High and Low Ambient Stability
The design of air conditioning systems utilizing air cooled condensing units involves two main problems that must be solved if the system is to operate reliably and economically...high ambient and low ambient operation. If the condensing unit is properly sized, it will operate satisfactorily during extremely high ambient temperatures. However, some units will be required to operate at ambient temperatures below their design dry bulb temperature during most of the year, the solution to low ambient operation is more complex.
Without good head pressure control during low ambient operation, the system can experience both running cycle and off-cycle problems. Since the pressure differential across the thermostatic expansion valve port affects the rate of refrigerant flow, low head pressure generally causes insufficient refrigerant to be fed to the evaporator. Failure to have sufficient head pressure will result in low suction pressure and/or iced evaporator coils.
The primary off-cycle problem is refrigerant migration to the condenser.

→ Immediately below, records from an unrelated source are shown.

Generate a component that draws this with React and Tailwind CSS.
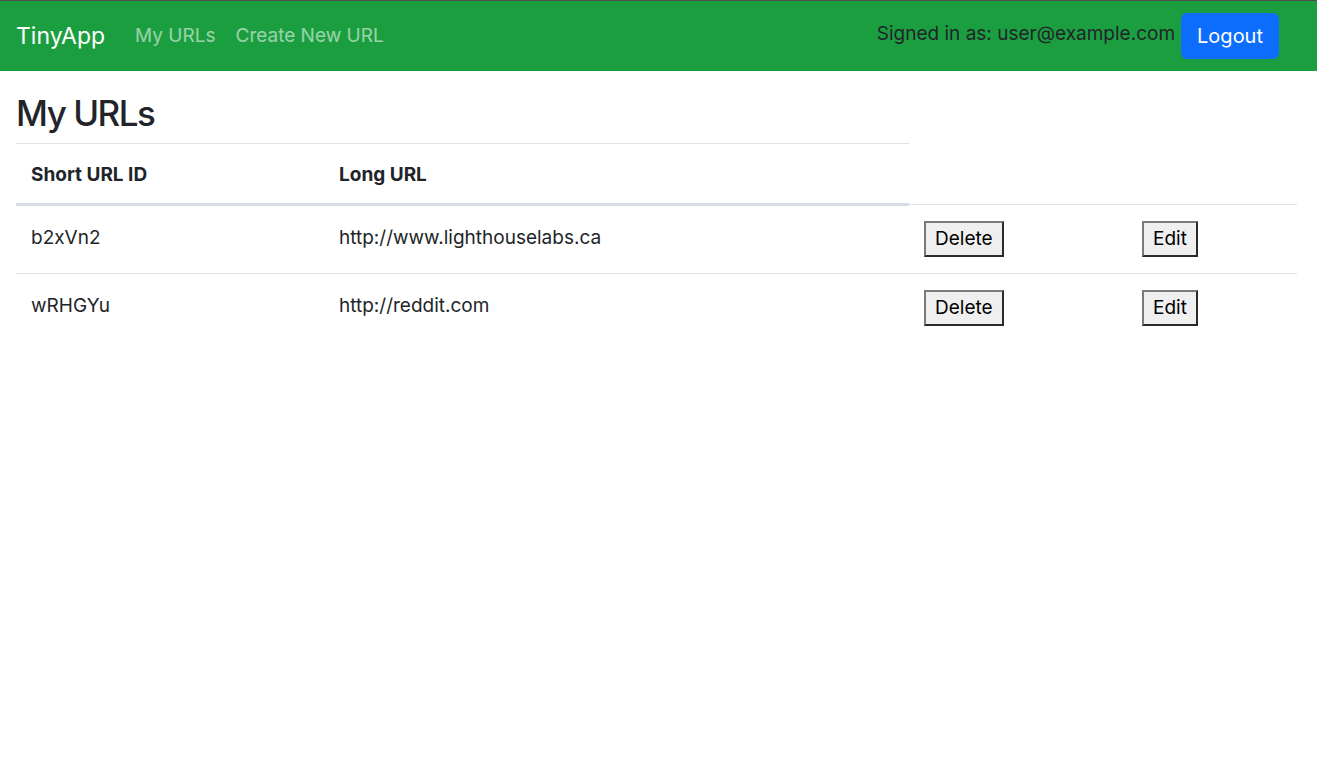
const urls = [
  { id: 'b2xVn2', long: 'http://www.lighthouselabs.ca' },
  { id: 'wRHGYu', long: 'http://reddit.com' },
];

function OldButton({ children }) {
  return (
    <button className="h-[36px] px-[9px] bg-[#efefef] border-2 border-[#7a7a7a] border-r-[#2a2a2a] border-b-[#2a2a2a] text-[19px] leading-[22px] text-black">
      {children}
    </button>
  );
}

export default function App() {
  return (
    <div className="min-h-[778px] bg-white text-[#212529] font-['Inter',Arial,sans-serif]">
      {/* Navbar */}
      <nav className="h-[71px] border-t border-[#4d4d4d] bg-[#1b9e40] flex items-center pl-4 pr-[38px]">
        <span className="text-[23px] text-white mr-[30px]">TinyApp</span>
        <div className="flex items-center gap-[20px] text-[19px] text-white/55">
          <span>My URLs</span>
          <span>Create New URL</span>
        </div>
        <div className="ml-auto flex items-center gap-[6px]">
          <span className="text-[19px] text-[#212529] -mt-[3px]">Signed in as: user@example.com</span>
          <button className="h-[46px] px-[16px] rounded-[6px] bg-[#0d6efd] text-white text-[20px]">
            Logout
          </button>
        </div>
      </nav>

      {/* Content */}
      <main className="pl-4 pr-5 pt-[21px]">
        <h2 className="text-[35px] leading-[43px] mb-[8px] font-medium tracking-[-1.5px]">My URLs</h2>
        <table className="w-full border-collapse text-[19px] leading-[27px]">
          <thead>
            <tr>
              <th className="w-[308px] text-left font-bold px-[15px] pt-[17px] pb-[15px] border-t border-[#dee2e6] border-b-[3px] border-b-[#d6dce1]">
                Short URL ID
              </th>
              <th className="w-[585px] text-left font-bold px-[15px] pt-[17px] pb-[15px] border-t border-[#dee2e6] border-b-[3px] border-b-[#d6dce1]">
                Long URL
              </th>
            </tr>
          </thead>
          <tbody>
            {urls.map((u) => (
              <tr key={u.id} className="border-t border-[#dee2e6]">
                <td className="align-top px-[15px] pt-[18px] pb-[14px]">{u.id}</td>
                <td className="align-top px-[15px] pt-[18px] pb-[14px]">{u.long}</td>
                <td className="align-top w-[218px] px-[15px] py-[16px]">
                  <OldButton>Delete</OldButton>
                </td>
                <td className="align-top px-[15px] py-[16px]">
                  <OldButton>Edit</OldButton>
                </td>
              </tr>
            ))}
          </tbody>
        </table>
      </main>
    </div>
  );
}
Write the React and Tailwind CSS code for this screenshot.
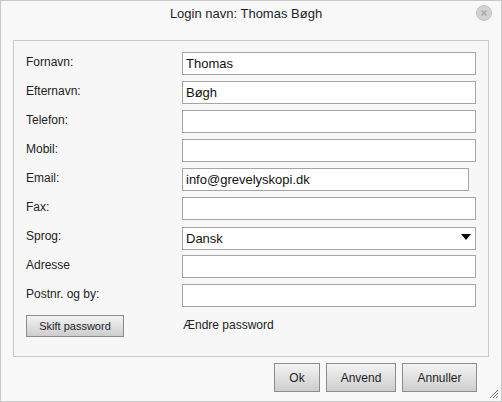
import { useState } from 'react';

const FIELDS = [
  { label: 'Fornavn:', value: 'Thomas' },
  { label: 'Efternavn:', value: 'Bøgh' },
  { label: 'Telefon:', value: '' },
  { label: 'Mobil:', value: '' },
  { label: 'Email:', value: 'info@grevelyskopi.dk', narrow: true },
  { label: 'Fax:', value: '' },
  { label: 'Sprog:', select: true, value: 'Dansk' },
  { label: 'Adresse', value: '' },
  { label: 'Postnr. og by:', value: '' },
];

function CloseIcon() {
  return (
    <svg width="16" height="16" viewBox="0 0 16 16">
      <circle cx="8" cy="8" r="7.5" fill="#d2d2d2" stroke="#c4c4c4" />
      <path d="M5.5 5.5 L10.5 10.5 M10.5 5.5 L5.5 10.5" stroke="#a8a8a8" strokeWidth="1.6" />
    </svg>
  );
}

function Grip() {
  return (
    <svg width="12" height="12" viewBox="0 0 12 12">
      <path d="M11 3 L3 11 M11 6 L6 11 M11 9 L9 11" stroke="#6f6f6f" strokeWidth="1" />
    </svg>
  );
}

function Field({ field }) {
  const [value, setValue] = useState(field.value);

  if (field.select) {
    return (
      <div className="relative flex-1 h-[23px]">
        <select
          value={value}
          onChange={(e) => setValue(e.target.value)}
          className="appearance-none w-full h-full bg-white border border-[#a5a5a5] px-[3px] text-[13px] text-[#111] outline-none"
        >
          <option>Dansk</option>
          <option>English</option>
        </select>
        <svg className="absolute right-[5px] top-[8px] pointer-events-none" width="10" height="6" viewBox="0 0 10 6">
          <path d="M0 0 H10 L5 6 Z" fill="#000" />
        </svg>
      </div>
    );
  }

  return (
    <input
      type="text"
      value={value}
      onChange={(e) => setValue(e.target.value)}
      className={`h-[23px] bg-white border border-[#a5a5a5] px-[3px] text-[13px] text-[#111] outline-none ${
        field.narrow ? 'w-[287px]' : 'flex-1'
      }`}
    />
  );
}

export default function App() {
  return (
    <div
      className="relative w-[502px] h-[402px] bg-[#f8f8f8] border border-[#c8c8c8] flex flex-col text-[#222]"
      style={{ fontFamily: '"Liberation Sans", Arial, sans-serif' }}
    >
      {/* TITLE */}
      <div className="h-[39px] flex items-start">
        <div className="flex-1 pt-[5px] pl-[18px] text-center text-[13px] leading-[16px] text-[#1e1e2c]">
          Login navn: Thomas Bøgh
        </div>
        <div className="w-[28px] pt-[4px] pl-[3px]">
          <CloseIcon />
        </div>
      </div>

      {/* FORM */}
      <div className="mx-[12px] h-[317px] border border-[#c9c9c9] bg-[#f7f7f7] pt-[11px] px-[12px] flex flex-col gap-[6px]">
        {FIELDS.map((field) => (
          <div key={field.label} className="flex h-[23px]">
            <div className="w-[156px] pt-[3px] text-[12px] leading-[14px]">
              {field.label}
            </div>
            <Field field={field} />
          </div>
        ))}

        <div className="flex items-center h-[22px] mt-[1px]">
          <div className="w-[156px]">
            <button className="w-[98px] h-[22px] border border-[#8c8c8c] bg-gradient-to-b from-[#f4f4f4] to-[#cdcdcd] text-[11px] text-[#1e1e2c]">
              Skift password
            </button>
          </div>
          <span className="text-[12px] pl-[1px] text-[#222]">Ændre password</span>
        </div>
      </div>

      {/* BUTTONS */}
      <div className="flex justify-end gap-[6px] pt-[6px] pr-[24px]">
        <button className="w-[46px] h-[29px] border border-[#8c8c8c] bg-gradient-to-b from-[#f4f4f4] to-[#cdcdcd] text-[12px] text-[#1e1e2c]">
          Ok
        </button>
        <button className="w-[70px] h-[29px] border border-[#8c8c8c] bg-gradient-to-b from-[#f4f4f4] to-[#cdcdcd] text-[12px] text-[#1e1e2c]">
          Anvend
        </button>
        <button className="w-[75px] h-[29px] border border-[#8c8c8c] bg-gradient-to-b from-[#f4f4f4] to-[#cdcdcd] text-[12px] text-[#1e1e2c]">
          Annuller
        </button>
      </div>

      <div className="absolute right-[2px] bottom-[2px]">
        <Grip />
      </div>
    </div>
  );
}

Insufficient flow through the TEV will cause a low suction pressure.
The typical method of maintaining normal head pressure in a refrigeration system during periods of low ambient temperature is to restrict liquid flow from the condenser to the receiver, and at the same time divert hot gas to the inlet of the receiver. This backs liquid refrigerant up into the condenser reducing its capacity which in turn increases the condensing pressure. At the same time the hot gas raises liquid pressure in the receiver, allowing the system to operate normally.
Sporlan Head Pressure Control for systems with air cooled condensers can be accomplished using one of several valve options; the non-adjustable OROA-5, the adjustable ORI/ORD combination, or the economical LAC series.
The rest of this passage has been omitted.